John Locke, the Fed, and the Constitution
One might read “The Second Treatise of Government” to see how far we have drifted from the work John Locke authored on government, and the source from which Thomas Jefferson and James Madison drew wisdom. The skeleton of a fair, representative, and working government must have certain tenets to be effective in its purposes. When departures from these principles occur, Locke referred to the condition as “roots cut and fountains poisoned.”
Perhaps on the expansion of “executive orders” and “czars” authoring hamstringing regulations, both to the point of law-making, Locke’s quotes are pertinent. (This could also apply to legislating from the bench.)
“The power of the legislative, being derived from the people by a positive voluntary grant and institution, can be no other than what that positive grant conveyed, which being only to make laws, and not to make legislators, the legislative can have no power to transfer their authority of making laws and place it in other hands.” Second Treatise of Government, #141
Regarding the Federal Reserve and their promotion of inflation in tandem with zero interest rates and the concept of negative interest rates, both of which are certainly a tax instituted by central bankers, Locke may be referenced.
“For if anyone shall claim a power to lay and collect taxes on the people, by his own authority and without the consent of the people, he thereby invades the fundamental law of property and subverts the end of government; for what property have I in that which another may by right take, when he pleases…?” Second Treatise of Government, #140
What say you, oh unelected central banker?
And as for the requirement of fair government that the legislators live by the laws they pass, not to be insulated from the effects of the Affordable Care Act, insider trading rules, and many other instances of special exemptions, Locke said:
“They are to govern by promulgated established laws, not to be varied in particular cases, but to have one rule for rich and poor, for the favorite at court and the countryman at plough.” Second Treatise of Government, #142
Madison noted this in his Federalist #57: “…they can make no law which will not have its full operation on themselves and their friends.”
And finally, Locke spoke of the “breach of trust” and the “arbitrary will” of the supreme executor. The reader is free to draw his own connections and conclusions to contemporary events.

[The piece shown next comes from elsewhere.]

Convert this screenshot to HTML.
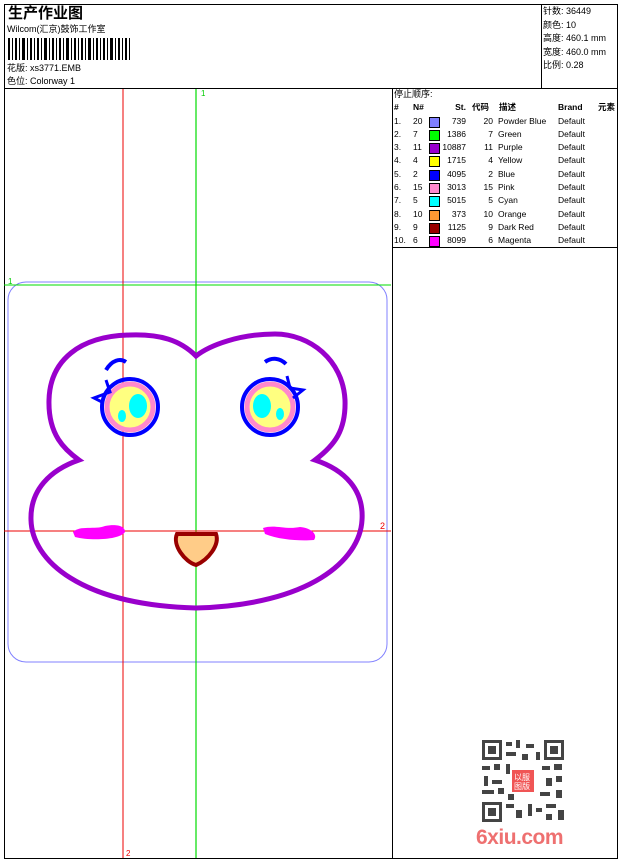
<!DOCTYPE html>
<html><head><meta charset="utf-8"><style>
body{margin:0;width:620px;height:860px;background:#fff;font-family:"Liberation Sans","Noto Sans CJK SC",sans-serif;position:relative;overflow:hidden;color:#000}
.a{position:absolute}
.t{font-size:9px;line-height:13px}
.r{position:absolute;left:393px;width:224px;height:13px;font-size:8.5px;line-height:13px;white-space:nowrap}
.r span{position:absolute}
.c1{left:1px}.c2{left:20px}.sw{left:36px;top:2px;width:9px;height:9px;border:1px solid #000}
.c3{right:151px;text-align:right}.c4{right:124px}.c5{left:105px}.c6{left:165px}.c7{right:2px}
</style></head><body>
<div class="a" style="left:4px;top:4px;width:612px;height:853px;border:1px solid #000"></div>
<div class="a" style="left:4px;top:88px;width:613px;border-top:1px solid #000"></div>
<div class="a" style="left:541px;top:4px;height:84px;border-left:1px solid #000"></div>
<div class="a" style="left:392px;top:88px;height:770px;border-left:1px solid #000"></div>
<div class="a" style="left:392px;top:247px;width:225px;border-top:1px solid #000"></div>
<div class="a" style="left:8px;top:2px;font-size:15px;font-weight:bold">生产作业图</div>
<div class="a t" style="left:7px;top:23px">Wilcom(汇京)鼓饰工作室</div>
<svg class="a" style="left:8px;top:38px" width="125" height="22"><g fill="#000">
<rect x="0" y="0" width="2" height="22"/><rect x="4" y="0" width="1" height="22"/><rect x="7" y="0" width="2" height="22"/><rect x="11" y="0" width="1" height="22"/><rect x="14" y="0" width="3" height="22"/><rect x="19" y="0" width="1" height="22"/><rect x="22" y="0" width="2" height="22"/><rect x="26" y="0" width="1" height="22"/><rect x="29" y="0" width="2" height="22"/><rect x="33" y="0" width="1" height="22"/><rect x="36" y="0" width="3" height="22"/><rect x="41" y="0" width="1" height="22"/><rect x="44" y="0" width="2" height="22"/><rect x="48" y="0" width="1" height="22"/><rect x="51" y="0" width="2" height="22"/><rect x="55" y="0" width="1" height="22"/><rect x="58" y="0" width="3" height="22"/><rect x="63" y="0" width="1" height="22"/><rect x="66" y="0" width="2" height="22"/><rect x="70" y="0" width="1" height="22"/><rect x="73" y="0" width="2" height="22"/><rect x="77" y="0" width="1" height="22"/><rect x="80" y="0" width="3" height="22"/><rect x="85" y="0" width="1" height="22"/><rect x="88" y="0" width="2" height="22"/><rect x="92" y="0" width="1" height="22"/><rect x="95" y="0" width="2" height="22"/><rect x="99" y="0" width="1" height="22"/><rect x="102" y="0" width="3" height="22"/><rect x="107" y="0" width="1" height="22"/><rect x="110" y="0" width="2" height="22"/><rect x="114" y="0" width="1" height="22"/><rect x="117" y="0" width="2" height="22"/><rect x="121" y="0" width="1" height="22"/></g></svg>
<div class="a t" style="left:7px;top:62px">花版: xs3771.EMB</div>
<div class="a t" style="left:7px;top:75px">色位: Colorway 1</div>
<div class="a t" style="left:543px;top:5px;line-height:13.5px">针数: 36449<br>颜色: 10<br>高度: 460.1 mm<br>宽度: 460.0 mm<br>比例: 0.28</div>
<div class="a t" style="left:394px;top:88px">停止顺序:</div>
<div class="r" style="top:101px;font-weight:bold;text-decoration:underline"><span class="c1">#</span><span class="c2">N#</span><span class="c3">St.</span><span style="left:79px">代码</span><span style="left:106px">描述</span><span class="c6">Brand</span><span class="c7">元素</span></div>
<div class="r" style="top:115px"><span class="c1">1.</span><span class="c2">20</span><span class="sw" style="background:#8080ff"></span><span class="c3">739</span><span class="c4">20</span><span class="c5">Powder Blue</span><span class="c6">Default</span></div>
<div class="r" style="top:128px"><span class="c1">2.</span><span class="c2">7</span><span class="sw" style="background:#00ff00"></span><span class="c3">1386</span><span class="c4">7</span><span class="c5">Green</span><span class="c6">Default</span></div>
<div class="r" style="top:141px"><span class="c1">3.</span><span class="c2">11</span><span class="sw" style="background:#9900cc"></span><span class="c3">10887</span><span class="c4">11</span><span class="c5">Purple</span><span class="c6">Default</span></div>
<div class="r" style="top:154px"><span class="c1">4.</span><span class="c2">4</span><span class="sw" style="background:#ffff00"></span><span class="c3">1715</span><span class="c4">4</span><span class="c5">Yellow</span><span class="c6">Default</span></div>
<div class="r" style="top:168px"><span class="c1">5.</span><span class="c2">2</span><span class="sw" style="background:#0000ff"></span><span class="c3">4095</span><span class="c4">2</span><span class="c5">Blue</span><span class="c6">Default</span></div>
<div class="r" style="top:181px"><span class="c1">6.</span><span class="c2">15</span><span class="sw" style="background:#ff88cc"></span><span class="c3">3013</span><span class="c4">15</span><span class="c5">Pink</span><span class="c6">Default</span></div>
<div class="r" style="top:194px"><span class="c1">7.</span><span class="c2">5</span><span class="sw" style="background:#00ffff"></span><span class="c3">5015</span><span class="c4">5</span><span class="c5">Cyan</span><span class="c6">Default</span></div>
<div class="r" style="top:208px"><span class="c1">8.</span><span class="c2">10</span><span class="sw" style="background:#ff9933"></span><span class="c3">373</span><span class="c4">10</span><span class="c5">Orange</span><span class="c6">Default</span></div>
<div class="r" style="top:221px"><span class="c1">9.</span><span class="c2">9</span><span class="sw" style="background:#990000"></span><span class="c3">1125</span><span class="c4">9</span><span class="c5">Dark Red</span><span class="c6">Default</span></div>
<div class="r" style="top:234px"><span class="c1">10.</span><span class="c2">6</span><span class="sw" style="background:#ff00ff"></span><span class="c3">8099</span><span class="c4">6</span><span class="c5">Magenta</span><span class="c6">Default</span></div>
<svg class="a" style="left:0;top:0" width="392" height="860">
<rect x="8" y="282" width="379" height="380" rx="18" fill="none" stroke="#8080ff" stroke-width="1"/>
<line x1="123" y1="89" x2="123" y2="858" stroke="#e00" stroke-width="1"/>
<line x1="196" y1="89" x2="196" y2="858" stroke="#0d0" stroke-width="1.2"/>
<line x1="4" y1="285" x2="391" y2="285" stroke="#0d0" stroke-width="1"/>
<line x1="4" y1="531" x2="391" y2="531" stroke="#e00" stroke-width="1"/>
<text x="201" y="96" font-size="8" fill="#0c0">1</text>
<text x="8" y="284" font-size="8" fill="#0c0">1</text>
<text x="380" y="529" font-size="9" fill="#e00">2</text>
<text x="126" y="856" font-size="8" fill="#e00">2</text>
<path d="M196 356 C180 340 160 334 130 335 C80 336 50 360 49 400 C48 435 65 450 79 460 C50 470 30 490 31 520 C32 560 80 605 196 608 C310 605 360 560 362 520 C364 490 345 470 315 460 C335 445 346 430 345 400 C343 360 310 334 275 334 C240 334 210 345 196 356 Z" fill="none" stroke="#9900cc" stroke-width="5"/>
<circle cx="130" cy="407" r="28" fill="none" stroke="#0000ff" stroke-width="4"/>
<circle cx="130" cy="407" r="23" fill="#ffff80" stroke="#ff88cc" stroke-width="5"/>
<ellipse cx="138" cy="406" rx="9" ry="12" fill="#00ffff"/><ellipse cx="122" cy="416" rx="4" ry="6" fill="#00ffff"/>
<circle cx="270" cy="407" r="28" fill="none" stroke="#0000ff" stroke-width="4"/>
<circle cx="270" cy="407" r="23" fill="#ffff80" stroke="#ff88cc" stroke-width="5"/>
<ellipse cx="262" cy="406" rx="9" ry="12" fill="#00ffff"/><ellipse cx="280" cy="414" rx="4" ry="6" fill="#00ffff"/>
<path d="M106 370 C112 360 120 358 126 362" fill="none" stroke="#0000ff" stroke-width="4"/>
<path d="M265 362 C272 357 280 358 286 364" fill="none" stroke="#0000ff" stroke-width="4"/>
<path d="M106 380 L110 392 L94 398 L102 402" fill="none" stroke="#0000ff" stroke-width="3"/>
<path d="M287 376 L290 388 L303 390 L293 398" fill="none" stroke="#0000ff" stroke-width="3"/>
<path d="M73 532 C80 525 95 530 105 526 C115 524 125 525 125 532 C120 540 90 541 75 537 Z" fill="#ff00ff"/>
<path d="M263 528 C275 524 285 530 300 527 C312 528 318 535 314 540 C300 541 280 540 265 534 Z" fill="#ff00ff"/>
<path d="M177 534 L216 534 C220 545 208 560 196 565 C185 562 172 545 177 534 Z" fill="#ffcc88" stroke="#990000" stroke-width="4"/>
</svg>
<svg class="a" style="left:480px;top:738px" width="86" height="86">
<rect width="86" height="86" fill="#fff"/>
<g fill="#444">
<rect x="2" y="2" width="20" height="20"/><rect x="64" y="2" width="20" height="20"/><rect x="2" y="64" width="20" height="20"/>
<rect x="26" y="4" width="6" height="4"/><rect x="36" y="2" width="4" height="8"/><rect x="46" y="6" width="8" height="4"/><rect x="26" y="14" width="10" height="4"/><rect x="42" y="16" width="6" height="6"/><rect x="56" y="14" width="4" height="8"/>
<rect x="2" y="28" width="8" height="4"/><rect x="14" y="26" width="6" height="6"/><rect x="26" y="26" width="4" height="10"/><rect x="62" y="28" width="8" height="4"/><rect x="74" y="26" width="8" height="6"/>
<rect x="4" y="38" width="4" height="10"/><rect x="12" y="42" width="10" height="4"/><rect x="66" y="40" width="6" height="8"/><rect x="76" y="38" width="6" height="6"/>
<rect x="2" y="52" width="12" height="4"/><rect x="18" y="50" width="6" height="6"/><rect x="28" y="56" width="6" height="6"/><rect x="60" y="54" width="10" height="4"/><rect x="76" y="52" width="6" height="8"/>
<rect x="26" y="66" width="8" height="4"/><rect x="36" y="72" width="6" height="8"/><rect x="48" y="66" width="4" height="12"/><rect x="56" y="70" width="6" height="4"/><rect x="66" y="66" width="10" height="4"/><rect x="66" y="76" width="6" height="6"/><rect x="78" y="72" width="6" height="10"/>
</g>
<g fill="#fff"><rect x="5" y="5" width="14" height="14"/><rect x="67" y="5" width="14" height="14"/><rect x="5" y="67" width="14" height="14"/></g>
<g fill="#444"><rect x="8" y="8" width="8" height="8"/><rect x="70" y="8" width="8" height="8"/><rect x="8" y="70" width="8" height="8"/></g>
<rect x="32" y="32" width="22" height="22" fill="#f05555"/>
<text x="34" y="42" font-size="8" fill="#fff" font-family="Noto Sans CJK SC">以服</text><text x="34" y="51" font-size="8" fill="#fff" font-family="Noto Sans CJK SC">图版</text>
</svg>
<div class="a" style="left:476px;top:826px;font-size:21px;font-weight:bold;color:#ee7070;letter-spacing:-0.5px">6xiu.com</div>
</body></html>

“What I have said here concerning the legislative in general holds true also concerning the supreme executor, who having double trust put in him- both to have a part in the legislative and the supreme execution of the law- acts against both when he goes about to set up his own arbitrary will as the law of society.” .” Second Treatise of Government, #222
“Arbitrary will” – an interesting term. It must include instances that have now been painted as “prosecutorial discretion” in illegal immigration and federal drug law enforcement. It also must include executive orders that create law or alter its original intent.